Conjecture 5 · arXiv:2110.14521

arXiv Conjecture high confidence— first stated 2021-10-27

Authors: Quentin Lutz, Élie de Panafieu, Alex Scott, Maya Stein

Status open high confidence

Conjecture 5 of arXiv:2110.14521 asserts that among all active clustering (AC) algorithms, the clique algorithm achieves minimal average query complexity when items are assigned to classes independently with fixed probabilities p_1 >= p_2 >= ... >= p_k. The paper itself provides Theorem 6 as supporting evidence, showing the clique algorithm's asymptotic expected query count equals sum_{i=1}^k i*p_i*n. A search of citing literature (via Semantic Scholar) yields six citing papers as of May 2026, none of which address this conjecture; the conjecture appears to remain open.

Reviewer notes. Semantic Scholar lists 6 citing papers (as of May 2026): Bastide & Groenland 2025 (distance query reconstruction), A3S 2024 (arXiv:2407.10196, general active clustering), Bastide & Groenland 2023 (arXiv:2306.05979), a handwriting paper, a deep constrained clustering paper, and a lexicographic unranking paper. None of these appears to address Conjecture 5. The conjecture is recent (NeurIPS 2021) and highly specific to the probabilistic AC model; no follow-up was found in the indexed literature.

Auto-reviewed 2026-05-15 with claude-sonnet-4-6 (web search enabled).

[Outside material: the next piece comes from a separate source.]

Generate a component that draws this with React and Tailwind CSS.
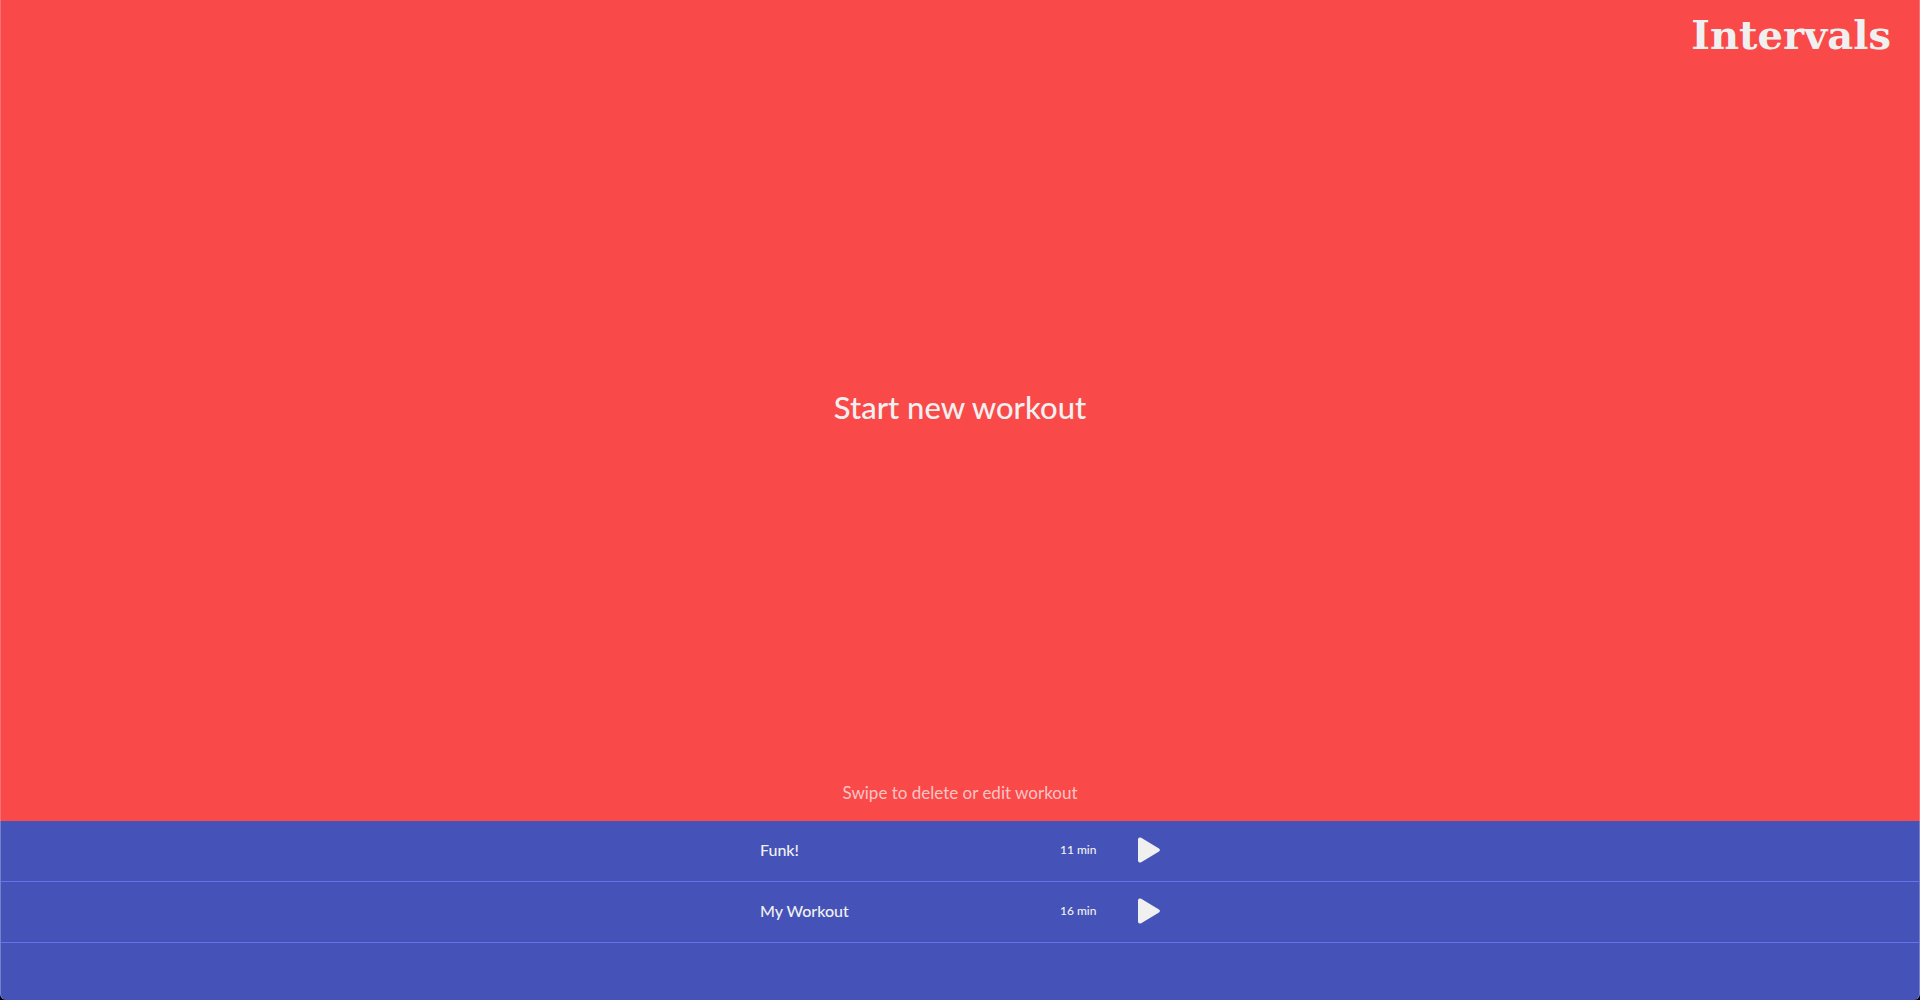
const workouts = [
  { name: "Funk!", duration: "11 min" },
  { name: "My Workout", duration: "16 min" },
];

function PlayIcon() {
  return (
    <svg viewBox="0 0 22 26" className="h-[26px] w-[22px]" fill="currentColor" aria-hidden="true">
      <path d="M0 2.4C0 .6 1.7-.1 3.2.8L21 11.6C22.2 12.3 22.2 13.7 21 14.4L3.2 25.2C1.7 26.1 0 25.4 0 23.6Z" />
    </svg>
  );
}

function WorkoutRow({ name, duration }) {
  return (
    <li className="border-b border-[#6474ea]">
      <div className="mx-auto flex h-[60px] w-[400px] items-center pb-0.5">
        <span className="w-[300px] text-base font-medium">{name}</span>
        <span className="grow text-xs font-medium">{duration}</span>
        <button type="button" aria-label={`Play ${name}`} className="text-[#f0f0f0]">
          <PlayIcon />
        </button>
      </div>
    </li>
  );
}

export default function App() {
  return (
    <div className="h-screen bg-black">
      <main className="flex h-full flex-col overflow-hidden rounded-b-md bg-[#4553b8] font-['Lato',sans-serif] text-[#f0f0f0]">
        <section className="relative flex grow flex-col items-center border-x border-[#fa7070] bg-[#fa4949]">
          <h1 className="absolute top-[7px] right-7 font-['DejaVu_Serif',serif] text-[40px] leading-[56px] font-bold">
            Intervals
          </h1>
          <button type="button" className="w-full grow pt-8 text-[31px] leading-10 font-medium">
            Start new workout
          </button>
          <p className="pb-4 text-[17px] leading-6 text-[#fdc4c4]">Swipe to delete or edit workout</p>
        </section>
        <ul className="h-[179px] shrink-0 rounded-b-md border-x border-[#7480cb]">
          {workouts.map((workout) => (
            <WorkoutRow key={workout.name} {...workout} />
          ))}
        </ul>
      </main>
    </div>
  );
}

Conjecture. For an $n$-set with a random partition with probabilities $p_1, p_2, \ldots, p_k$, the clique algorithm has minimal average complexity among all AC algorithms.

Context

In the model where each of $n$ items independently belongs to class $C_i$ with probability $p_i$ (with $p_1 \geq p_2 \geq \cdots \geq p_k$), the authors argue that an optimal algorithm should compare each new element first to the largest identified class. The clique algorithm does exactly this, comparing each new item to blocks in decreasing order of size. The conjecture is stated directly before Theorem 6, which characterises the asymptotic expected query count of the clique algorithm as $\sum_{i=1}^k i p_i n$, offered as supporting evidence.

Source paper

Active clustering for labeling training data
Quentin Lutz, Élie de Panafieu, Alex Scott, Maya Stein · 2021-10-27
https://arxiv.org/abs/2110.14521 PDF source